U.S.-China Tech Tensions: A Historical Context
The H200 is part of a broader landscape of U.S. export restrictions on high-end AI chips, which began in 2022. Previously, Nvidia’s weaker H20 chips faced a temporary ban, followed by limited approval for export to China. Beijing, however, effectively blocked these sales around August 2025, prompting Nvidia CEO Jensen Huang to report that the company’s share of the AI chip market in China had dropped to zero.
The H200, which delivers six times the performance of the H20, is significantly more powerful and is highly sought after for training large-scale AI models. While Chinese firms such as Huawei have developed AI processors like the Ascend 910C, Nvidia’s H200 remains the preferred choice for high-efficiency applications.
Potential Implications for Nvidia and China
Chinese companies have reportedly placed orders for over two million H200 chips, each priced at approximately $27,000, far exceeding Nvidia’s current inventory of 700,000 units. If these restrictions persist, it could limit Nvidia’s access to the world’s second-largest AI market and affect U.S. government revenue, which collects a 25% fee on chip exports.

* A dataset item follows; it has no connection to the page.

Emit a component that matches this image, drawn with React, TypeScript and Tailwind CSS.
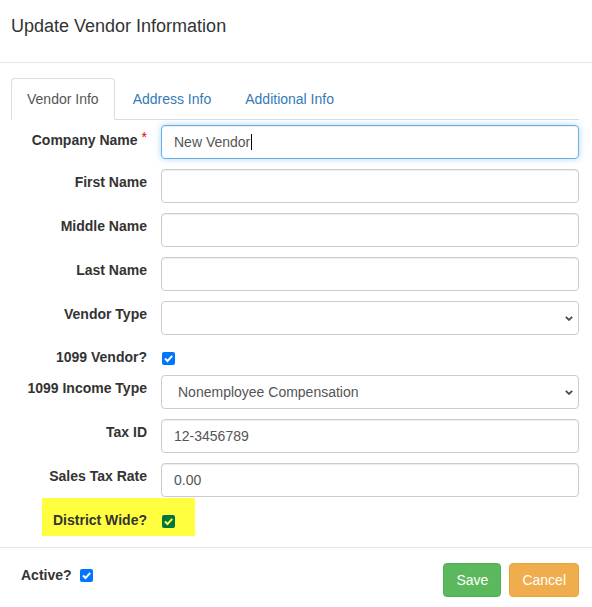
import React from 'react'

// Small checked checkbox, drawn so the highlighted one can share the shape
const Checked = ({ box, mark }: { box: string; mark: string }) => (
  <span className={`inline-flex h-[13px] w-[13px] shrink-0 items-center justify-center rounded-[2px] ${box}`}>
    <svg viewBox="0 0 13 13" className="h-[13px] w-[13px]">
      <path d="M3 6.6 L5.5 9.1 L10.2 3.9" fill="none" stroke={mark} strokeWidth="2.1" />
    </svg>
  </span>
)

const Label = ({ children, className = '' }: { children: React.ReactNode; className?: string }) => (
  <label className={`w-[136px] shrink-0 text-right text-[14px] font-bold leading-[20px] text-[#333] ${className}`}>
    {children}
  </label>
)

const TextInput = ({ value = '' }: { value?: string }) => (
  <div className="flex h-[34px] flex-1 items-center rounded-[4px] border border-[#ccc] px-[12px] text-[14px] text-[#555] shadow-[inset_0_1px_1px_rgba(0,0,0,0.075)]">
    {value}
  </div>
)

const SelectBox = ({ value = '' }: { value?: string }) => (
  <div className="relative flex h-[34px] flex-1 items-center rounded-[4px] border border-[#ccc] pl-[16px] text-[14px] text-[#555]">
    {value}
    <svg viewBox="0 0 8 5" className="absolute right-[5px] top-[14px] h-[5px] w-[8px]">
      <path d="M0.8 0.8 L4 3.9 L7.2 0.8" fill="none" stroke="#4a4a4a" strokeWidth="1.8" />
    </svg>
  </div>
)

const Row = ({ label, children }: { label: string; children: React.ReactNode }) => (
  <div className="flex items-start gap-[14px]">
    <Label className="pt-[3px]">{label}</Label>
    {children}
  </div>
)

export default function App() {
  return (
    <div className="min-h-screen w-full bg-white font-['Liberation_Sans',Arial,sans-serif] text-[#333]">
      {/* header */}
      <div className="h-[63px] border-b border-[#e5e5e5] px-[11px] pt-[14px]">
        <h4 className="text-[18px] leading-[25.7px] text-[#333]">Update Vendor Information</h4>
      </div>

      <div className="pl-[11px] pr-[13px] pt-[15px]">
        {/* tabs */}
        <ul className="flex border-b border-[#ddd] text-[14px] leading-[20px]">
          <li className="-mb-px mr-[2px]">
            <span className="block rounded-t-[4px] border border-[#ddd] border-b-transparent bg-white px-[15px] py-[10px] text-[#555]">
              Vendor Info
            </span>
          </li>
          <li className="-mb-px mr-[2px]">
            <span className="block border border-transparent px-[15px] py-[10px] text-[#337ab7]">Address Info</span>
          </li>
          <li className="-mb-px">
            <span className="block border border-transparent px-[15px] py-[10px] text-[#337ab7]">Additional Info</span>
          </li>
        </ul>

        {/* form */}
        <div className="mt-[5px] flex flex-col gap-[10px]">
          <div className="flex items-start gap-[14px]">
            <Label className="pt-[5px]">
              Company Name<span className="relative -top-[3px] ml-[4px] font-normal text-[#e00]">*</span>
            </Label>
            <div className="flex h-[34px] flex-1 items-center rounded-[4px] border border-[#66afe9] px-[12px] text-[14px] text-[#555] shadow-[inset_0_1px_1px_rgba(0,0,0,0.075),0_0_6px_rgba(102,175,233,0.5)]">
              New Vendor
              <span className="ml-px h-[16px] w-px bg-black" />
            </div>
          </div>
          <Row label="First Name"><TextInput /></Row>
          <Row label="Middle Name"><TextInput /></Row>
          <Row label="Last Name"><TextInput /></Row>
          <Row label="Vendor Type"><SelectBox /></Row>

          <div className="flex h-[20px] items-start gap-[14px]">
            <Label className="pt-[2px]">1099 Vendor?</Label>
            <span className="ml-[1px] mt-[3px]">
              <Checked box="bg-[#0075ff]" mark="#ffffff" />
            </span>
          </div>

          <Row label="1099 Income Type"><SelectBox value="Nonemployee Compensation" /></Row>
          <Row label="Tax ID"><TextInput value="12-3456789" /></Row>
          <Row label="Sales Tax Rate"><TextInput value="0.00" /></Row>
        </div>

        {/* highlighted row */}
        <div className="ml-[31px] mt-[1px] flex h-[38px] w-[153px] items-start gap-[15px] bg-[#ffff40] pt-[12px]">
          <label className="w-[105px] shrink-0 text-right text-[14px] font-bold leading-[20px] text-[#333]">
            District Wide?
          </label>
          <span className="mt-[1px]">
            <Checked box="bg-[#00753f]" mark="#ffff40" />
          </span>
        </div>
      </div>

      {/* footer */}
      <div className="mt-[11px] flex h-[60px] items-start justify-between border-t border-[#e5e5e5] pl-[21px] pr-[13px] pt-[15px]">
        <div className="flex items-center gap-[8px] pt-[2px]">
          <span className="text-[14px] font-bold leading-[20px] text-[#333]">Active?</span>
          <Checked box="bg-[#0075ff]" mark="#ffffff" />
        </div>
        <div className="flex gap-[8px]">
          <button className="h-[34px] rounded-[4px] border border-[#4cae4c] bg-[#5cb85c] px-[12px] text-[14px] leading-[20px] text-white">
            Save
          </button>
          <button className="h-[34px] rounded-[4px] border border-[#eea236] bg-[#f0ad4e] px-[12px] text-[14px] leading-[20px] text-white">
            Cancel
          </button>
        </div>
      </div>
    </div>
  )
}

However, analysts argue that exporting advanced AI chips could also slow Chinese competitors’ efforts to catch up, giving U.S. companies a technological edge while generating significant profits.
Exemptions and Negotiation Prospects
Some sources have suggested that purchases may be allowed under special circumstances, such as research and development at universities or collaborative projects between Chinese and foreign institutions. This signals that Beijing may be open to limited, controlled sales while retaining leverage in broader tech negotiations.
Experts, including Reva Goujon from Rhodium Group, argue that China’s recent move may be strategically timed ahead of upcoming diplomatic discussions in April 2026 between U.S. President Donald Trump and Chinese President Xi Jinping.
The Global AI Chip Race
The Nvidia H200 saga underscores the intense global competition in artificial intelligence. High-performance AI chips are not just commercial products—they are seen as key enablers of national security, technological leadership, and economic power.
China’s efforts to restrict imports while promoting domestic alternatives reflect a broader strategy to reduce dependency on U.S. technology. Meanwhile, the U.S. aims to maintain its edge by controlling exports of the most advanced chips, balancing economic interests with national security concerns.
Conclusion
The latest developments around Nvidia’s H200 AI chips reveal a complex intersection of technology, diplomacy, and geopolitics. Whether Beijing’s move constitutes a temporary restriction or a more permanent ban remains to be seen. What is clear, however, is that the global AI chip market is increasingly becoming a battleground for economic and strategic influence between the world’s two largest economies.